[Exercise task]: List, from the lines below, each one with "React" in it.

[Dataset rows]:
▬▬▬▬▬▬

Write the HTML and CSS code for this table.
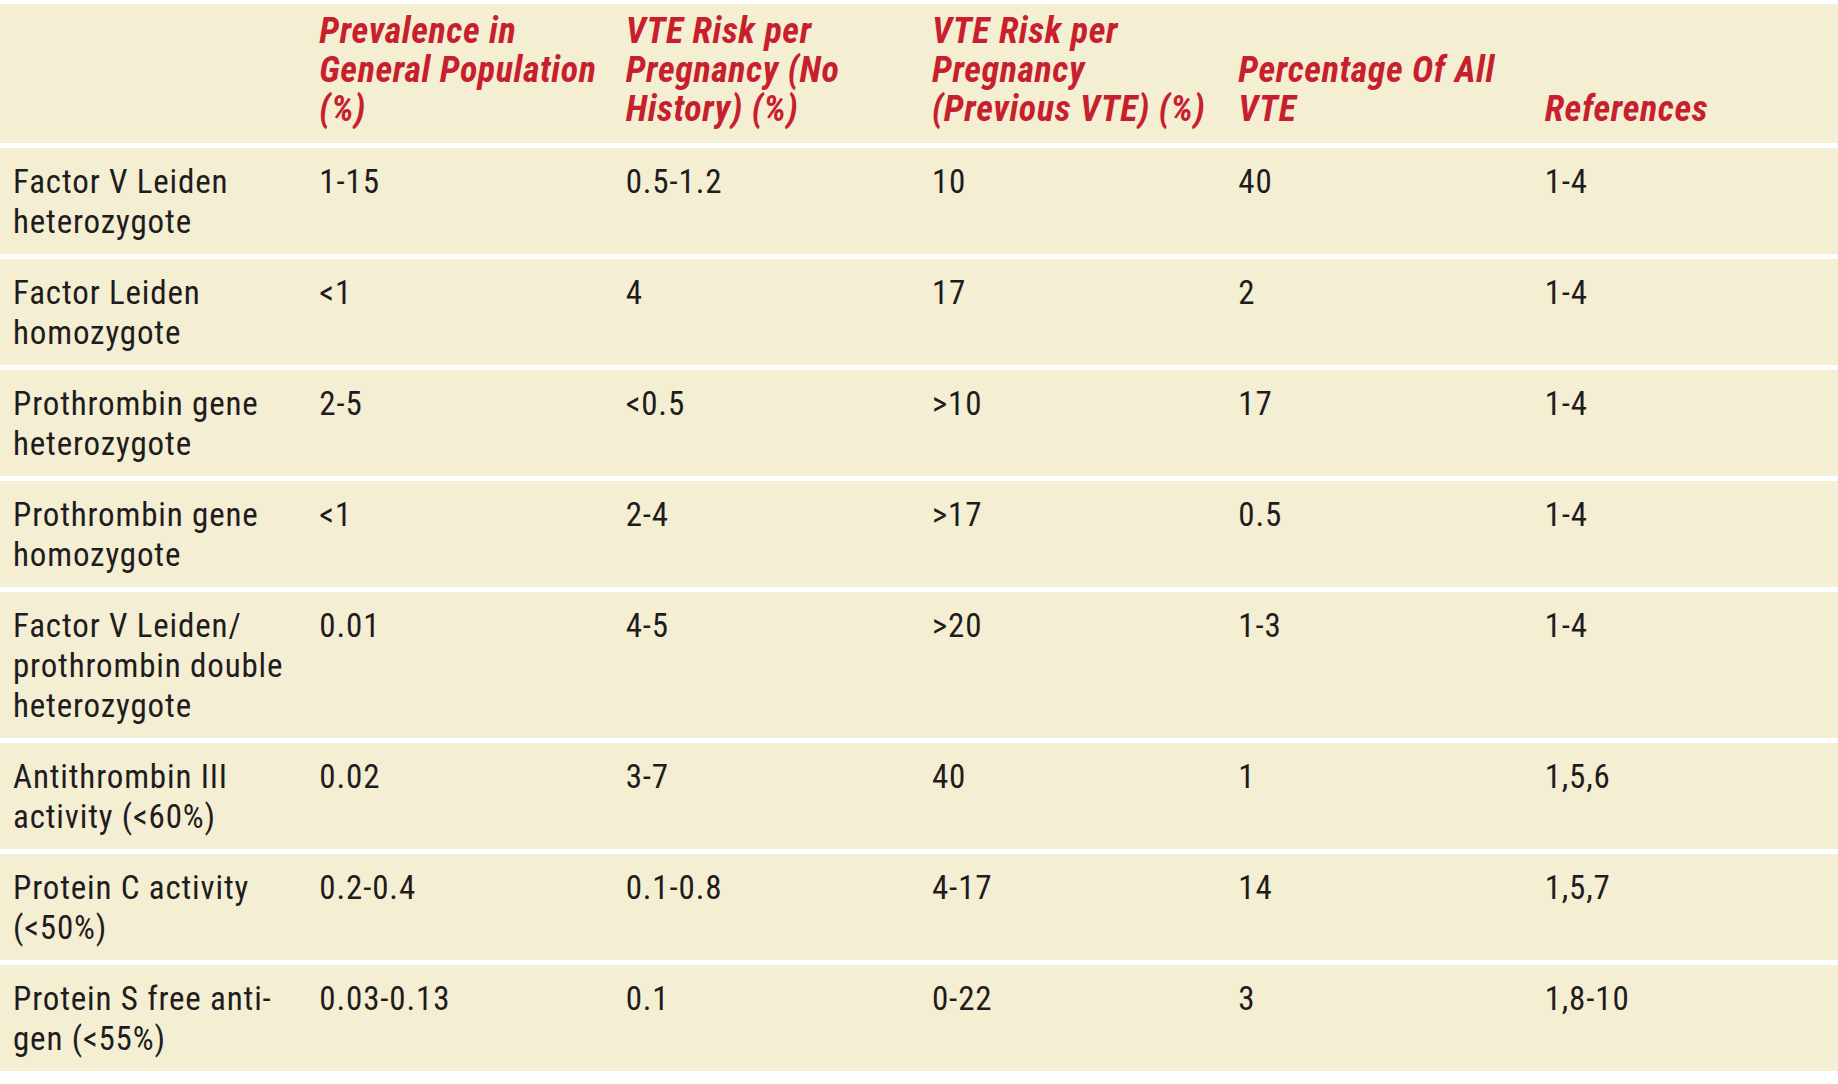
FILE: index.html
```html
<!DOCTYPE html>
<html lang="en">
<head>
<meta charset="utf-8">
<title>Inherited thrombophilias and VTE risk</title>
<link rel="stylesheet" href="styles.css">
</head>
<body>
<table class="risk-table">
  <colgroup>
    <col class="col"><col class="col"><col class="col"><col class="col"><col class="col"><col class="col">
  </colgroup>
  <thead>
    <tr>
      <th></th>
      <th>Prevalence in<br>General Population<br>(%)</th>
      <th>VTE Risk per<br>Pregnancy (No<br>History) (%)</th>
      <th>VTE Risk per<br>Pregnancy<br>(Previous VTE) (%)</th>
      <th>Percentage Of All<br>VTE</th>
      <th>References</th>
    </tr>
  </thead>
  <tbody>
    <tr><td>Factor V Leiden<br>heterozygote</td><td>1-15</td><td>0.5-1.2</td><td>10</td><td>40</td><td>1-4</td></tr>
    <tr><td>Factor Leiden<br>homozygote</td><td>&lt;1</td><td>4</td><td>17</td><td>2</td><td>1-4</td></tr>
    <tr><td>Prothrombin gene<br>heterozygote</td><td>2-5</td><td>&lt;0.5</td><td>&gt;10</td><td>17</td><td>1-4</td></tr>
    <tr><td>Prothrombin gene<br>homozygote</td><td>&lt;1</td><td>2-4</td><td>&gt;17</td><td>0.5</td><td>1-4</td></tr>
    <tr><td>Factor V Leiden/<br>prothrombin double<br>heterozygote</td><td>0.01</td><td>4-5</td><td>&gt;20</td><td>1-3</td><td>1-4</td></tr>
    <tr><td>Antithrombin III<br>activity (&lt;60%)</td><td>0.02</td><td>3-7</td><td>40</td><td>1</td><td>1,5,6</td></tr>
    <tr><td>Protein C activity<br>(&lt;50%)</td><td>0.2-0.4</td><td>0.1-0.8</td><td>4-17</td><td>14</td><td>1,5,7</td></tr>
    <tr><td>Protein S free anti-<br>gen (&lt;55%)</td><td>0.03-0.13</td><td>0.1</td><td>0-22</td><td>3</td><td>1,8-10</td></tr>
  </tbody>
</table>
</body>
</html>
```
FILE: styles.css
```css
html, body {
  margin: 0;
  padding: 0;
  background: #ffffff;
}

.risk-table {
  width: 1838px;
  table-layout: fixed;
  border-collapse: separate;
  border-spacing: 0 5px;
  margin-top: -1px;
  font-family: "Roboto Condensed", "Roboto", "Liberation Sans", sans-serif;
  color: #1f1c1d;
}

.col {
  width: 16.6667%;
}

.risk-table th,
.risk-table td {
  background: #f4eed3;
  text-align: left;
  white-space: nowrap;
  padding-left: 13px;
  padding-right: 2px;
}

.risk-table th {
  vertical-align: bottom;
  color: #c71f2e;
  font-size: 36px;
  font-weight: 700;
  font-style: italic;
  letter-spacing: 0.6px;
  line-height: 39px;
  height: 139px;
  box-sizing: border-box;
  padding-top: 8px;
  padding-bottom: 14px;
}

.risk-table td {
  vertical-align: top;
  font-size: 33px;
  font-weight: 400;
  letter-spacing: 0.85px;
  line-height: 40px;
  padding-top: 14px;
  padding-bottom: 12px;
}
```
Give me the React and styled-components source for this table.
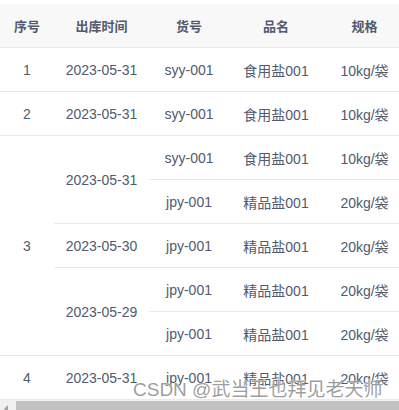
import React from 'react';
import styled, { createGlobalStyle } from 'styled-components';

const GlobalStyle = createGlobalStyle`
  html, body {
    margin: 0;
    padding: 0;
    background: #fff;
    overflow: hidden;
  }
  body {
    font-family: "Liberation Sans", Arial, "Noto Sans CJK SC", sans-serif;
  }
`;

const columns = [
  { key: 'no', title: '序号', width: 54 },
  { key: 'date', title: '出库时间', width: 95 },
  { key: 'code', title: '货号', width: 80 },
  { key: 'name', title: '品名', width: 94 },
  { key: 'spec', title: '规格', width: 83 },
];

const salt = { code: 'syy-001', name: '食用盐001', spec: '10kg/袋' };
const fine = { code: 'jpy-001', name: '精品盐001', spec: '20kg/袋' };

// each row carries the cells it starts, with their rowSpan
const rows = [
  { no: ['1', 1], date: ['2023-05-31', 1], ...salt },
  { no: ['2', 1], date: ['2023-05-31', 1], ...salt },
  { no: ['3', 5], date: ['2023-05-31', 2], ...salt },
  { ...fine },
  { date: ['2023-05-30', 1], ...fine },
  { date: ['2023-05-29', 2], ...fine },
  { ...fine },
  { no: ['4', 1], date: ['2023-05-31', 1], ...fine },
];

const App = () => {
  return (
    <>
      <GlobalStyle />
      <S.Page>
        <S.TableWrapper>
          <S.Table>
            <colgroup>
              {columns.map((c) => (
                <col key={c.key} style={{ width: c.width }} />
              ))}
            </colgroup>
            <thead>
              <tr>
                {columns.map((c) => (
                  <S.TH key={c.key}>{c.title}</S.TH>
                ))}
              </tr>
            </thead>
            <tbody>
              {rows.map((row, i) => (
                <tr key={i}>
                  {row.no && <S.TD rowSpan={row.no[1]}>{row.no[0]}</S.TD>}
                  {row.date && <S.TD rowSpan={row.date[1]}>{row.date[0]}</S.TD>}
                  <S.TD>{row.code}</S.TD>
                  <S.TD>{row.name}</S.TD>
                  <S.TD>{row.spec}</S.TD>
                </tr>
              ))}
            </tbody>
          </S.Table>
        </S.TableWrapper>
        <S.ScrollTrack>
          <S.ArrowButton>
            <S.Arrow />
          </S.ArrowButton>
          <S.Thumb />
        </S.ScrollTrack>
        <S.Watermark>CSDN @武当王也拜见老天师</S.Watermark>
      </S.Page>
    </>
  );
};
export default App;

const S = {
  Page: styled.div`
    position: relative;
    width: 399px;
    height: 410px;
    padding-top: 4px;
    box-sizing: border-box;
    overflow: hidden;
  `,
  TableWrapper: styled.div`
    width: 399px;
    overflow: hidden;
  `,
  Table: styled.table`
    width: 406px;
    table-layout: fixed;
    border-collapse: separate;
    border-spacing: 0;
  `,
  TH: styled.th`
    height: 43px;
    padding: 0;
    background-color: #f8f8f9;
    border-bottom: 1px solid #e8eaec;
    color: #515a6e;
    font-size: 13px;
    font-weight: 700;
    text-align: center;
    vertical-align: middle;
  `,
  TD: styled.td`
    height: 43px;
    padding: 0;
    border-bottom: 1px solid #e8eaec;
    color: #515a6e;
    font-size: 14px;
    text-align: center;
    vertical-align: middle;
    white-space: nowrap;
  `,
  ScrollTrack: styled.div`
    display: flex;
    width: 430px;
    height: 17px;
    background-color: #f1f1f1;
  `,
  ArrowButton: styled.div`
    width: 16px;
    display: flex;
    align-items: center;
    justify-content: center;
  `,
  Arrow: styled.div`
    width: 0;
    height: 0;
    border-top: 4px solid transparent;
    border-bottom: 4px solid transparent;
    border-right: 4px solid #a3a3a3;
    margin-right: 4px;
  `,
  Thumb: styled.div`
    flex: 1;
    margin: 1px 0 2px;
    background-color: #c1c1c1;
  `,
  Watermark: styled.div`
    position: absolute;
    left: 133px;
    top: 379px;
    font-size: 19px;
    line-height: 21px;
    color: rgba(140, 140, 140, 0.85);
    text-shadow: 0 0 1px #fff, 0 0 1px #fff;
    white-space: nowrap;
    pointer-events: none;
  `,
};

▬▬▬▬▬▬

[Correct answer]:
Give me the React and styled-components source for this table.
import React from 'react';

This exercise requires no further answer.